**DIRECTIONS:** Copy the lines below as they are; omit the images they contain.

+++

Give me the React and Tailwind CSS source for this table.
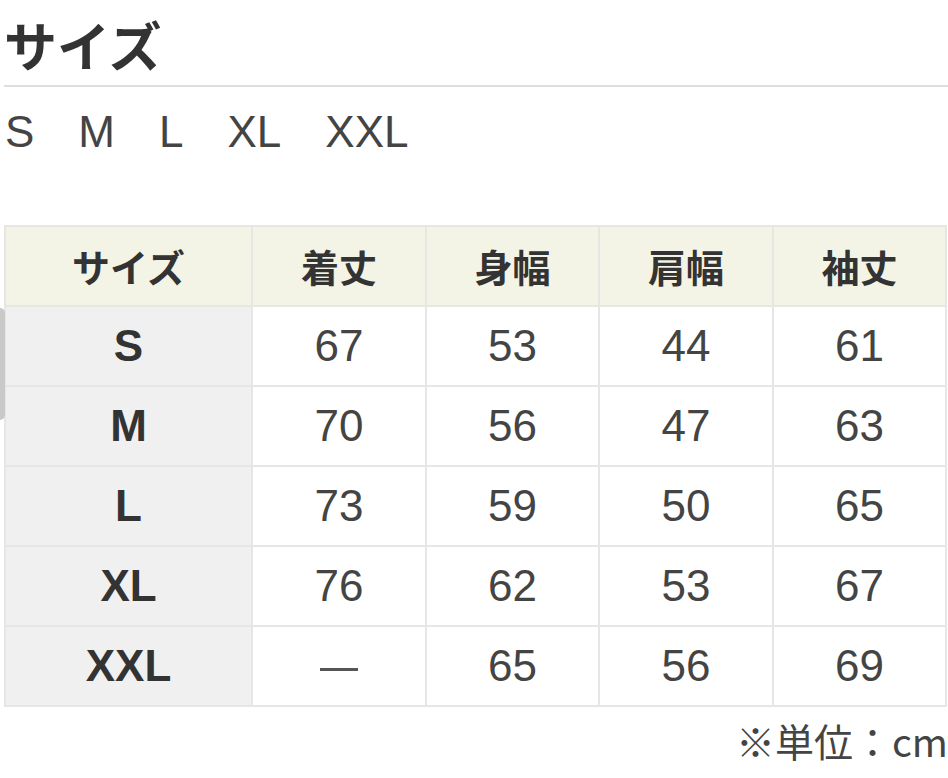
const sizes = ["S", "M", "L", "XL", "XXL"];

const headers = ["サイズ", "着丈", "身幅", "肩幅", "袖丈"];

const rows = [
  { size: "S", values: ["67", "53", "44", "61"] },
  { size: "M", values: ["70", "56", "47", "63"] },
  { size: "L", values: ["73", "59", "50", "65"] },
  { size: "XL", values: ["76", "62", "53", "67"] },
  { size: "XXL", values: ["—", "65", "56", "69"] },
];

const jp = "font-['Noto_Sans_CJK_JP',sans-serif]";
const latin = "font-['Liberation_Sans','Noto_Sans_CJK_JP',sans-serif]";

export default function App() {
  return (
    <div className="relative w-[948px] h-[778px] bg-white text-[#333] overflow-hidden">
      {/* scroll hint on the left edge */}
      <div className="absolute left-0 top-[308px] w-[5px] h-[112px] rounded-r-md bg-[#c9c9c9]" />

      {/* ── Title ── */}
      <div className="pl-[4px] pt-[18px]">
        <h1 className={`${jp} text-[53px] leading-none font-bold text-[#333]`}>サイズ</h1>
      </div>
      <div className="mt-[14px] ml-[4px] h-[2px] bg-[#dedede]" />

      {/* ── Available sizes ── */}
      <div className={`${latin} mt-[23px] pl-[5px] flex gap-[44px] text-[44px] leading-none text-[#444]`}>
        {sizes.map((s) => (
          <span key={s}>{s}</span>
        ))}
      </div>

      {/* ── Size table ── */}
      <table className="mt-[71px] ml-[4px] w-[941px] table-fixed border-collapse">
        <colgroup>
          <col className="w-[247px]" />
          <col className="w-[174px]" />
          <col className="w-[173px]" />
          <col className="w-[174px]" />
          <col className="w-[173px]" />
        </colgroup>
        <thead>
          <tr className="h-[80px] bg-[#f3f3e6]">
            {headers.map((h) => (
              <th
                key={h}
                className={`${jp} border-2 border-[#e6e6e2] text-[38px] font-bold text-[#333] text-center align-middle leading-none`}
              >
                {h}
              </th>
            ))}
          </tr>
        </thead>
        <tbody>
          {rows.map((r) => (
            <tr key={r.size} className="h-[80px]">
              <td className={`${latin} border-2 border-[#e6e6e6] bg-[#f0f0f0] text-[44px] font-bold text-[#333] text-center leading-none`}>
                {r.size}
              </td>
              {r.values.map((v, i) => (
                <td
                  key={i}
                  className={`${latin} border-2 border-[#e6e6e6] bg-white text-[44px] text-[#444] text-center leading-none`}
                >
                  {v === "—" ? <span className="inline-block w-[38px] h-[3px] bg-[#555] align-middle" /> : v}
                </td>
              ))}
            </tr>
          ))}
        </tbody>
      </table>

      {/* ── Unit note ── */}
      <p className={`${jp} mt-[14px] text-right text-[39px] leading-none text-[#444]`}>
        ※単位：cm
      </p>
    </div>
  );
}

+++

**FINISHED ANSWER:**
Give me the React and Tailwind CSS source for this table.
const sizes = ["S", "M", "L", "XL", "XXL"];

const headers = ["サイズ", "着丈", "身幅", "肩幅", "袖丈"];

const rows = [
  { size: "S", values: ["67", "53", "44", "61"] },
  { size: "M", values: ["70", "56", "47", "63"] },
  { size: "L", values: ["73", "59", "50", "65"] },
  { size: "XL", values: ["76", "62", "53", "67"] },
  { size: "XXL", values: ["—", "65", "56", "69"] },
];

const jp = "font-['Noto_Sans_CJK_JP',sans-serif]";
const latin = "font-['Liberation_Sans','Noto_Sans_CJK_JP',sans-serif]";

export default function App() {
  return (
    <div className="relative w-[948px] h-[778px] bg-white text-[#333] overflow-hidden">
      {/* scroll hint on the left edge */}
      <div className="absolute left-0 top-[308px] w-[5px] h-[112px] rounded-r-md bg-[#c9c9c9]" />

      {/* ── Title ── */}
      <div className="pl-[4px] pt-[18px]">
        <h1 className={`${jp} text-[53px] leading-none font-bold text-[#333]`}>サイズ</h1>
      </div>
      <div className="mt-[14px] ml-[4px] h-[2px] bg-[#dedede]" />

      {/* ── Available sizes ── */}
      <div className={`${latin} mt-[23px] pl-[5px] flex gap-[44px] text-[44px] leading-none text-[#444]`}>
        {sizes.map((s) => (
          <span key={s}>{s}</span>
        ))}
      </div>

      {/* ── Size table ── */}
      <table className="mt-[71px] ml-[4px] w-[941px] table-fixed border-collapse">
        <colgroup>
          <col className="w-[247px]" />
          <col className="w-[174px]" />
          <col className="w-[173px]" />
          <col className="w-[174px]" />
          <col className="w-[173px]" />
        </colgroup>
        <thead>
          <tr className="h-[80px] bg-[#f3f3e6]">
            {headers.map((h) => (
              <th
                key={h}
                className={`${jp} border-2 border-[#e6e6e2] text-[38px] font-bold text-[#333] text-center align-middle leading-none`}
              >
                {h}
              </th>
            ))}
          </tr>
        </thead>
        <tbody>
          {rows.map((r) => (
            <tr key={r.size} className="h-[80px]">
              <td className={`${latin} border-2 border-[#e6e6e6] bg-[#f0f0f0] text-[44px] font-bold text-[#333] text-center leading-none`}>
                {r.size}
              </td>
              {r.values.map((v, i) => (
                <td
                  key={i}
                  className={`${latin} border-2 border-[#e6e6e6] bg-white text-[44px] text-[#444] text-center leading-none`}
                >
                  {v === "—" ? <span className="inline-block w-[38px] h-[3px] bg-[#555] align-middle" /> : v}
                </td>
              ))}
            </tr>
          ))}
        </tbody>
      </table>

      {/* ── Unit note ── */}
      <p className={`${jp} mt-[14px] text-right text-[39px] leading-none text-[#444]`}>
        ※単位：cm
      </p>
    </div>
  );
}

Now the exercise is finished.